At the centre of Newman’s philosophy stands a profound harmony between faith and reason. He saw them not as competing forces but as two converging paths towards the same truth. In his Dublin lectures he defended the place of theology within the circle of university disciplines: to exclude it, he argued, would be to mutilate the very idea of universal knowledge.

“If a University be a place of instruction where universal knowledge is professed,” he wrote, “and if in a certain University, so called, the subject of Religion is excluded, one of two conclusions is inevitable: either, on the one hand, that the province of Religion is very barren of real knowledge, or, on the other, that in such a University one special and important branch of knowledge is omitted.”

For Newman, the university was to be a home for all the sciences, including the knowledge of God.

This insight spoke directly to the Irish context of his time. The new Catholic University of Ireland was a bold attempt to reconcile modern intellectual life with the faith of a people emerging from centuries of religious marginalisation. Newman’s brief tenure as its first rector was not without frustration: he faced inadequate funding, political tension, and an educational system still recovering from the wounds of the Penal era. Yet the experiment left a lasting mark.

Among those who gave lustre to the Catholic University was the Jesuit poet Gerard Manley Hopkins, who taught Greek and Latin there in the 1880s. Hopkins’s sense of beauty, his sacramental vision of the world and his conviction that “Christ plays in ten thousand places” reflect Newman’s own belief that faith and culture should illuminate one another. One of the University’s most famous students, James Joyce, would later recall in his writings the complex intellectual atmosphere shaped by Newman’s influence.

A cornerstone of Newman’s educational thought is his emphasis on personal relationships. He was convinced that teaching must never become impersonal or mechanical. He criticised universities where contact between professors and students was minimal or purely administrative. During his Oxford years he developed a tutorial model grounded in friendship, dialogue and shared life. A tutor, he wrote, is not merely a dispenser of knowledge but a moral and spiritual guide, a mentor standing in loco parentis.

This belief shaped his later foundation, the Oratory School in Birmingham. The school was designed to unite intellectual formation with moral and spiritual growth in a family-like atmosphere. Among its most celebrated pupils was Hilaire Belloc, the future writer and Catholic apologist, whose wit and intellectual independence bore the stamp of Newman’s spirit. Another connection, though indirect, was J.R.R. Tolkien. He never attended the Oratory School, yet after his mother’s death he was raised under the guardianship of Fr Francis Xavier Morgan, an Oratorian priest and disciple of Newman’s first generation. Through him Tolkien absorbed that same vision of faith, learning and integrity which later infused his imagination.

At the root of all this lay Newman’s conviction that education is a spiritual work. A teacher does not form intellects alone but whole persons. He does not merely communicate ideas; he communicates a presence, an influence. True teaching, Newman believed, is an act of friendship, a sharing of life. The influence of a good teacher reaches beyond the classroom, shaping character and conscience.

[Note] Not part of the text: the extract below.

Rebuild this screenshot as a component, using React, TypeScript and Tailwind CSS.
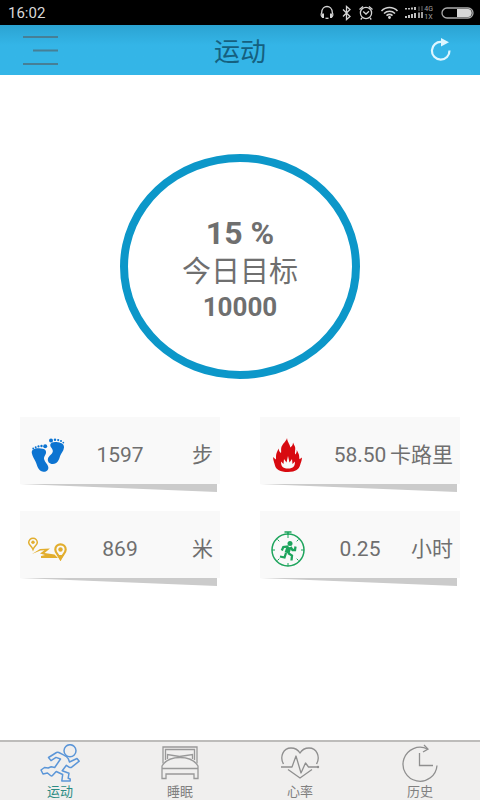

For this reason Newman’s message remains remarkably fresh. In an age when technology tends to replace human interaction and education risks being reduced to measurable competencies, he reminds us that at the heart of teaching there is always a face, a voice, a testimony. The proclamation of Newman as a Doctor of the Church during the Jubilee of Educators is therefore far more than a symbolic gesture. It is a prophetic sign, inviting the Church to rediscover the spiritual dimension of education and to recognise that every genuine act of teaching is, in truth, an act of love.

For educators in Ireland and beyond, Newman’s legacy poses searching questions. How can schools and universities remain faithful to the whole person when social and economic pressures demand immediate results? How can teachers keep alive the dialogue between faith and reason in societies that often separate the two? How can Catholic education sustain its identity while serving an increasingly plural and secular public?

Newman does not offer ready-made solutions, but he does offer principles. He urges educators to place the person before the system, to value the slow work of formation over the rapid production of credentials. He calls us to recover the sense of education as a vocation rather than a job — a ministry of truth that involves heart as well as intellect. He challenges Catholic institutions to cultivate a distinctive ethos, one that integrates belief with intellectual rigour and that measures success not only by academic achievement but by the growth of faith and virtue.

Newman stands before us as both a classic and a contemporary. His thought bridges centuries because it speaks to what is perennial in the human condition: the thirst for truth, the need for meaning, the desire to be formed rather than merely informed. He reminds us that education is never neutral; it always shapes a vision of the human person and of the world.

For teachers, parents and all who care about the formation of the young, Newman’s example is an encouragement to persevere. He invites us to believe once more in the power of relationship, in the quiet influence of integrity, and in the patience required to nurture the seeds of faith and reason in the hearts of our students.

Education, for Newman, was a form of intellectual charity, an act of love that unites teacher and pupil in a shared search for truth. In recognising him as a Doctor of the Church, the Pope acknowledges not only a master of theology but a doctor of life: one whose wisdom continues to enlighten classrooms, universities and homes wherever the Gospel inspires the work of teaching.

In an era of instant information and fragile certainties, Newman’s voice invites us to recover the slow, humane and sacred art of educating the whole person. Only an education born from living relationships can truly become culture and, in the deepest sense, a leaven of humanity.